Task instructions>
Which lines in the records below contain the word "this"? Copy each of them.

Front-end source files:
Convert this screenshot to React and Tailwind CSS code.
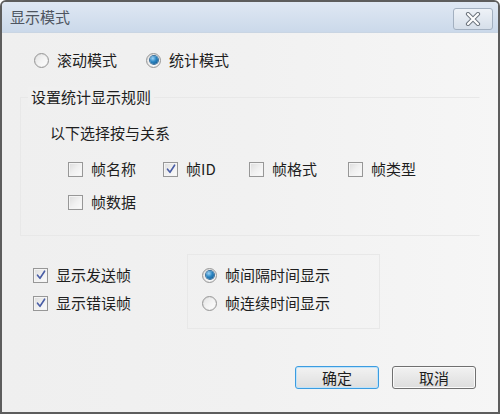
import React from "react";

const font = { fontFamily: '"Noto Sans CJK SC", "Noto Sans", sans-serif' };

function Radio({ checked, label }) {
  return (
    <label className="flex h-5 items-center gap-[8px]">
      <span className="flex h-[15px] w-[15px] items-center justify-center rounded-full border border-[#979797] bg-gradient-to-br from-[#e2e2e2] via-[#f3f3f3] to-[#ffffff] shadow-[inset_0_0_1px_#bbb]">
        {checked && (
          <span className="h-[8px] w-[8px] rounded-full bg-[radial-gradient(circle_at_35%_30%,#9fd3f5_0%,#2a85c2_45%,#0d4f86_100%)] shadow-[0_0_0_1px_#3b6f9a]" />
        )}
      </span>
      <span className="text-[15px] leading-5 text-[#1e1e1e]">{label}</span>
    </label>
  );
}

function Check({ checked, label, className = "" }) {
  return (
    <label className={"flex h-5 items-center gap-[8px] " + className}>
      <span className="flex h-[15px] w-[15px] items-center justify-center border border-[#979797] bg-gradient-to-br from-[#dcdcdc] via-[#f0f0f0] to-[#fbfbfb] shadow-[inset_0_0_0_1px_#f4f4f4]">
        {checked && (
          <svg width="10" height="10" viewBox="0 0 10 10">
            <path d="M1.5 5.2 L4 8.3 L8.6 1.2" fill="none" stroke="#4a5ea6" strokeWidth="1.6" strokeLinecap="round" strokeLinejoin="round" />
          </svg>
        )}
      </span>
      <span className="text-[15px] leading-5 text-[#1e1e1e]">{label}</span>
    </label>
  );
}

export default function App() {
  return (
    <div style={font} className="flex h-[414px] w-[500px] flex-col overflow-hidden rounded-t-[6px] border-2 border-[#5d5d5d] bg-[#f1f1f1]">
      {/* title bar */}
      <div className="flex h-[31px] shrink-0 items-center justify-between border-b border-[#c9d5e3] bg-gradient-to-b from-[#dfe8f3] to-[#cbd9ea] pl-[8px] pr-[5px]">
        <span className="text-[15px] leading-5 text-[#4e5560]">显示模式</span>
        <button className="mt-[3px] flex h-[22px] w-[40px] items-center justify-center rounded-[3px] border border-[#a3b0c0] bg-gradient-to-b from-[#eef2f7] to-[#d6dfea]">
          <svg width="18" height="14" viewBox="0 0 18 14">
            <path d="M4 2 L14 12 M14 2 L4 12" stroke="#6f7780" strokeWidth="4.2" strokeLinecap="round" />
            <path d="M4 2 L14 12 M14 2 L4 12" stroke="#ffffff" strokeWidth="2.2" strokeLinecap="round" />
          </svg>
        </button>
      </div>

      {/* body */}
      <div className="flex flex-1 flex-col bg-gradient-to-r from-[#efefef] via-[#f1f1f1] to-[#f6f6f6]">
        <div className="ml-[32px] mt-[17px] flex gap-[29px]">
          <Radio label="滚动模式" />
          <Radio checked label="统计模式" />
        </div>

        {/* group box */}
        <div className="ml-[18px] mt-[27px] flex w-[460px] flex-col border border-[#e8e8e8] border-r-transparent pb-[23px] pl-[29px]">
          <div className="-ml-[22px] -mt-[11px] self-start bg-[#f0f0f0] px-[3px] text-[15px] leading-5 text-[#1e1e1e]">设置统计显示规则</div>
          <div className="mt-[16px] text-[15px] leading-5 text-[#1e1e1e]">以下选择按与关系</div>
          <div className="ml-[18px] mt-[16px] flex">
            <Check label="帧名称" className="w-[95px]" />
            <Check checked label="帧ID" className="w-[86px]" />
            <Check label="帧格式" className="w-[99px]" />
            <Check label="帧类型" />
          </div>
          <div className="ml-[18px] mt-[13px] flex">
            <Check label="帧数据" />
          </div>
        </div>

        <div className="ml-[31px] mt-[18px] flex">
          <div className="flex w-[154px] flex-col gap-[8px] pt-[11px]">
            <Check checked label="显示发送帧" />
            <Check checked label="显示错误帧" />
          </div>
          <div className="flex h-[75px] w-[193px] flex-col gap-[8px] border border-[#e8e8e8] pl-[14px] pt-[10px]">
            <Radio checked label="帧间隔时间显示" />
            <Radio label="帧连续时间显示" />
          </div>
        </div>

        <div className="mr-[22px] mt-[37px] flex justify-end gap-[13px]">
          <button className="h-[23px] w-[84px] rounded-[3px] border border-[#3c9ce0] bg-gradient-to-b from-[#f2f2f2] to-[#dedede] text-[15px] leading-5 text-[#1e1e1e] shadow-[inset_0_0_0_1px_#bfe3fa]">
            确定
          </button>
          <button className="h-[23px] w-[84px] rounded-[3px] border border-[#707070] bg-gradient-to-b from-[#f2f2f2] to-[#dddddd] text-[15px] leading-5 text-[#1e1e1e] shadow-[inset_0_0_0_1px_#fafafa]">
            取消
          </button>
        </div>
      </div>
    </div>
  );
}
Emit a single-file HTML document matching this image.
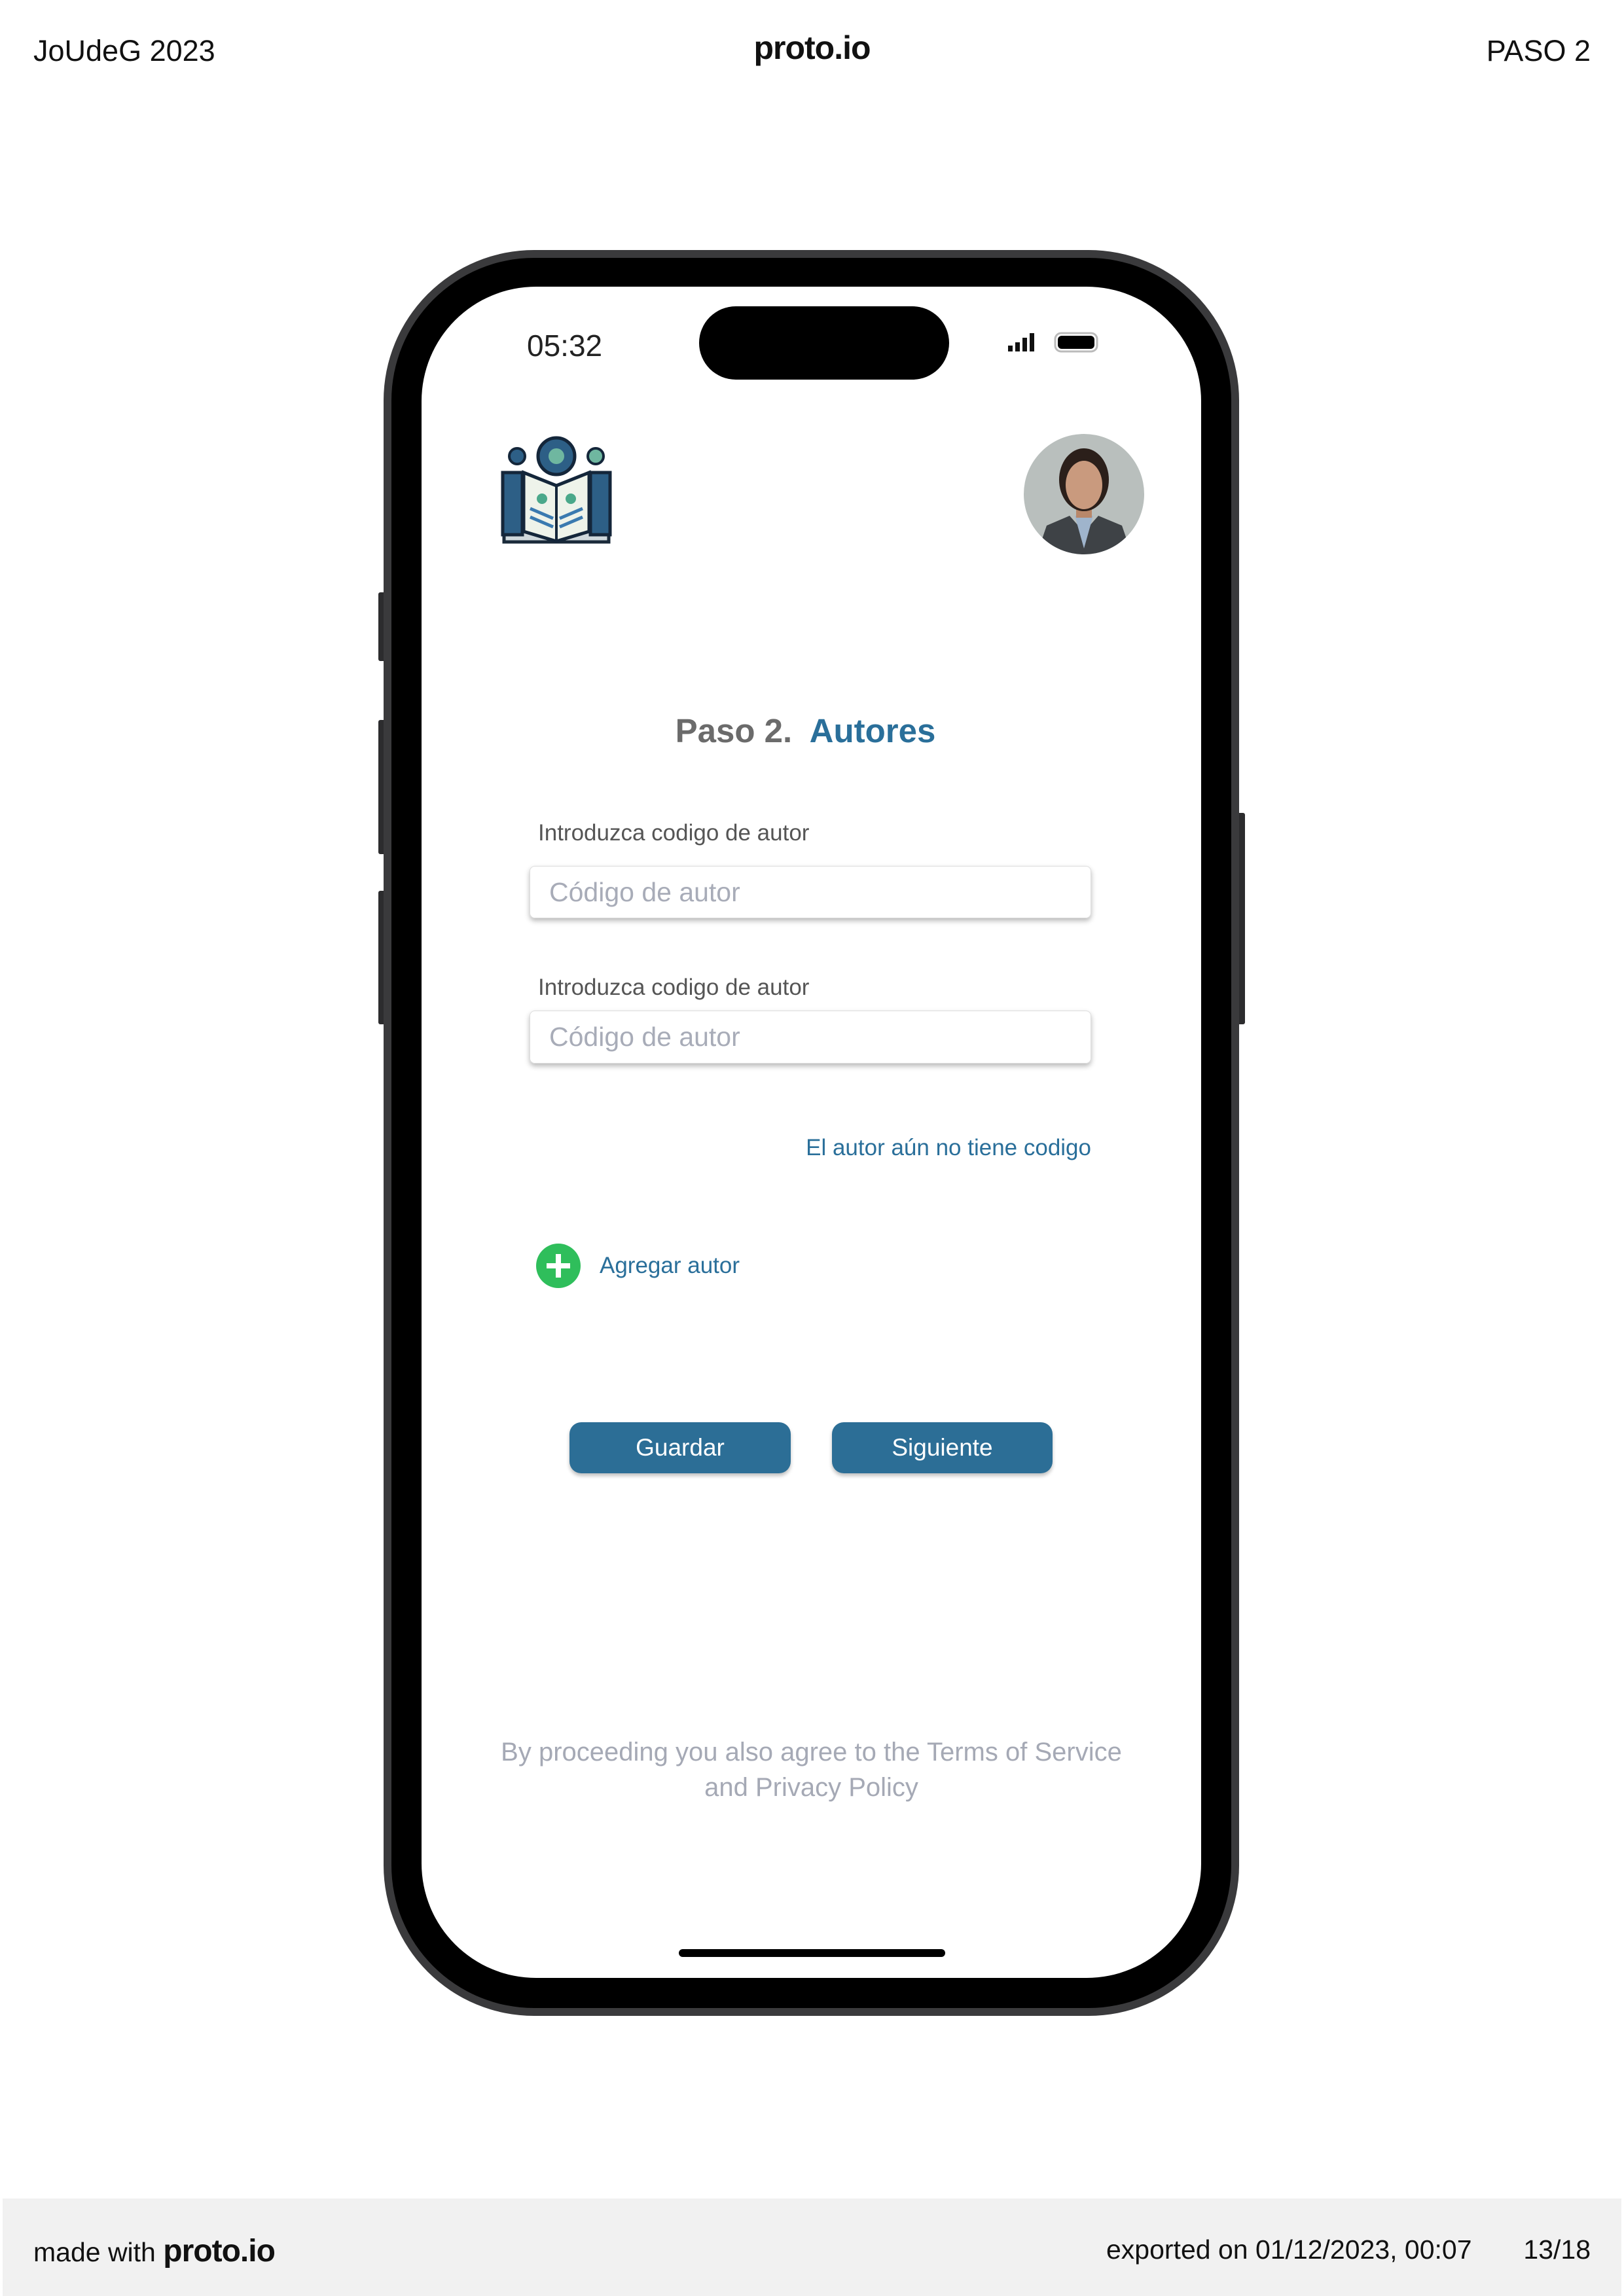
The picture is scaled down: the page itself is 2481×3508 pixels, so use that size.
<!DOCTYPE html>
<html><head><meta charset="utf-8"><style>
*{margin:0;padding:0;box-sizing:border-box}
body{width:2481px;height:3508px;background:#fff;position:relative;font-family:"Liberation Sans",sans-serif;overflow:hidden}
.a{position:absolute}
.brand{font-weight:bold;letter-spacing:-1px}
</style></head><body>
<div class="a" style="left:51px;top:52px;font-size:45px;color:#111">JoUdeG 2023</div>
<div class="a brand" style="left:0;width:2481px;text-align:center;top:44px;font-size:50px;color:#111">proto.io</div>
<div class="a" style="right:51px;top:52px;font-size:45px;color:#111">PASO 2</div>

<div class="a" style="left:578px;top:905px;width:12px;height:105px;background:#2c2c2e;border-radius:3px"></div>
<div class="a" style="left:578px;top:1100px;width:12px;height:205px;background:#2c2c2e;border-radius:3px"></div>
<div class="a" style="left:578px;top:1361px;width:12px;height:204px;background:#2c2c2e;border-radius:3px"></div>
<div class="a" style="left:1890px;top:1242px;width:12px;height:323px;background:#2c2c2e;border-radius:3px"></div>

<div class="a" style="left:586px;top:382px;width:1307px;height:2698px;background:#3a3a3c;border-radius:230px"></div>
<div class="a" style="left:598px;top:394px;width:1283px;height:2674px;background:#000;border-radius:218px"></div>
<div class="a" style="left:644px;top:438px;width:1191px;height:2584px;background:#fff;border-radius:175px;overflow:hidden">
  <div class="a" style="left:424px;top:30px;width:382px;height:112px;background:#000;border-radius:56px"></div>
  <div class="a" style="left:161px;top:63px;font-size:46px;color:#222">05:32</div>
  <svg class="a" style="left:896px;top:68px" width="140" height="34" viewBox="0 0 140 34">
    <rect x="0" y="22" width="7" height="9" fill="#111"/><rect x="11" y="17" width="7" height="14" fill="#111"/><rect x="22" y="10" width="7" height="21" fill="#111"/><rect x="33" y="3" width="7" height="28" fill="#111"/>
    <rect x="72" y="3" width="64" height="28" rx="9" fill="none" stroke="#bbb" stroke-width="3"/><rect x="76" y="7" width="56" height="20" rx="6" fill="#000"/>
  </svg>
  <svg class="a" style="left:116px;top:224px" width="180" height="174" viewBox="0 0 180 174">
    <rect x="10" y="150" width="160" height="16" fill="#cfd8dc" stroke="#1a2a3a" stroke-width="5"/>
    <rect x="8" y="60" width="30" height="95" fill="#2d5f86" stroke="#14263a" stroke-width="5"/>
    <rect x="142" y="60" width="30" height="95" fill="#2d5f86" stroke="#14263a" stroke-width="5"/>
    <path d="M40 60 L90 80 L140 60 L140 150 L90 165 L40 150 Z" fill="#eef3ea" stroke="#14263a" stroke-width="5"/>
    <path d="M90 80 V165" stroke="#14263a" stroke-width="4"/>
    <path d="M50 115 L85 130 M50 128 L85 143 M130 115 L95 130 M130 128 L95 143" stroke="#3a7ab0" stroke-width="5"/>
    <circle cx="90" cy="35" r="28" fill="#2d5f86" stroke="#14263a" stroke-width="5"/>
    <circle cx="90" cy="35" r="12" fill="#6fb7a0"/>
    <circle cx="30" cy="35" r="12" fill="#2d5f86" stroke="#14263a" stroke-width="4"/>
    <circle cx="150" cy="35" r="12" fill="#6fb7a0" stroke="#14263a" stroke-width="4"/>
    <circle cx="68" cy="100" r="8" fill="#4aa88a"/><circle cx="112" cy="100" r="8" fill="#4aa88a"/>
  </svg>
  <svg class="a" style="left:920px;top:225px" width="184" height="184" viewBox="0 0 184 184">
    <defs><clipPath id="c"><circle cx="92" cy="92" r="92"/></clipPath></defs>
    <g clip-path="url(#c)">
      <rect width="184" height="184" fill="#b9bfbd"/>
      <path d="M20 184 L35 140 L70 125 L92 150 L114 125 L150 140 L165 184Z" fill="#3e4246"/>
      <path d="M78 125 L92 175 L106 125Z" fill="#9fb4cc"/>
      <rect x="80" y="100" width="24" height="28" fill="#b8876a"/>
      <ellipse cx="92" cy="70" rx="38" ry="48" fill="#2b1f1a"/>
      <ellipse cx="92" cy="78" rx="28" ry="37" fill="#c99a7e"/>
    </g>
  </svg>
  <div class="a" style="left:0;width:1191px;text-align:center;top:649px;font-size:51px;font-weight:bold;padding-right:18px"><span style="color:#6b6b6b">Paso 2.</span>&nbsp; <span style="color:#2a6f9a">Autores</span></div>
  <div class="a" style="left:178px;top:815px;font-size:35px;color:#555">Introduzca codigo de autor</div>
  <div class="a" style="left:165px;top:885px;width:858px;height:80px;border:1px solid #ddd;border-radius:8px;box-shadow:0 4px 8px rgba(0,0,0,0.28);font-size:41px;color:#a8acb8;padding:16px 0 0 29px">Código de autor</div>
  <div class="a" style="left:178px;top:1051px;font-size:35px;color:#555">Introduzca codigo de autor</div>
  <div class="a" style="left:165px;top:1106px;width:858px;height:81px;border:1px solid #ddd;border-radius:8px;box-shadow:0 4px 8px rgba(0,0,0,0.28);font-size:41px;color:#a8acb8;padding:16px 0 0 29px">Código de autor</div>
  <div class="a" style="right:168px;top:1296px;font-size:35px;color:#2a6f9a">El autor aún no tiene codigo</div>
  <div class="a" style="left:175px;top:1462px;width:68px;height:68px;border-radius:50%;background:#2fbe5b"></div>
  <div class="a" style="left:191px;top:1492px;width:36px;height:8px;background:#fff"></div>
  <div class="a" style="left:205px;top:1478px;width:8px;height:36px;background:#fff"></div>
  <div class="a" style="left:272px;top:1476px;font-size:35px;color:#2a6f9a">Agregar autor</div>
  <div class="a" style="left:226px;top:1735px;width:338px;height:78px;background:#2c6e96;border-radius:18px;box-shadow:0 4px 6px rgba(0,0,0,0.25);color:#fff;font-size:37px;text-align:center;line-height:78px">Guardar</div>
  <div class="a" style="left:627px;top:1735px;width:337px;height:78px;background:#2c6e96;border-radius:18px;box-shadow:0 4px 6px rgba(0,0,0,0.25);color:#fff;font-size:37px;text-align:center;line-height:78px">Siguiente</div>
  <div class="a" style="left:0;width:1191px;text-align:center;top:2212px;font-size:40px;line-height:54px;color:#a5a9b5">By proceeding you also agree to the Terms of Service<br>and Privacy Policy</div>
  <div class="a" style="left:393px;top:2540px;width:407px;height:12px;background:#000;border-radius:6px"></div>
</div>

<div class="a" style="left:4px;top:3359px;width:2473px;height:149px;background:#f1f1f1"></div>
<div class="a" style="left:51px;top:3412px;font-size:41px;color:#111">made with <span class="brand" style="font-size:48px">proto.io</span></div>
<div class="a" style="left:1690px;top:3414px;font-size:41px;color:#111">exported on 01/12/2023, 00:07</div>
<div class="a" style="right:51px;top:3414px;font-size:41px;color:#111">13/18</div>
</body></html>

Answer to the exercise>
Convert this screenshot to React and Tailwind CSS code.
Emit a single-file HTML document matching this image.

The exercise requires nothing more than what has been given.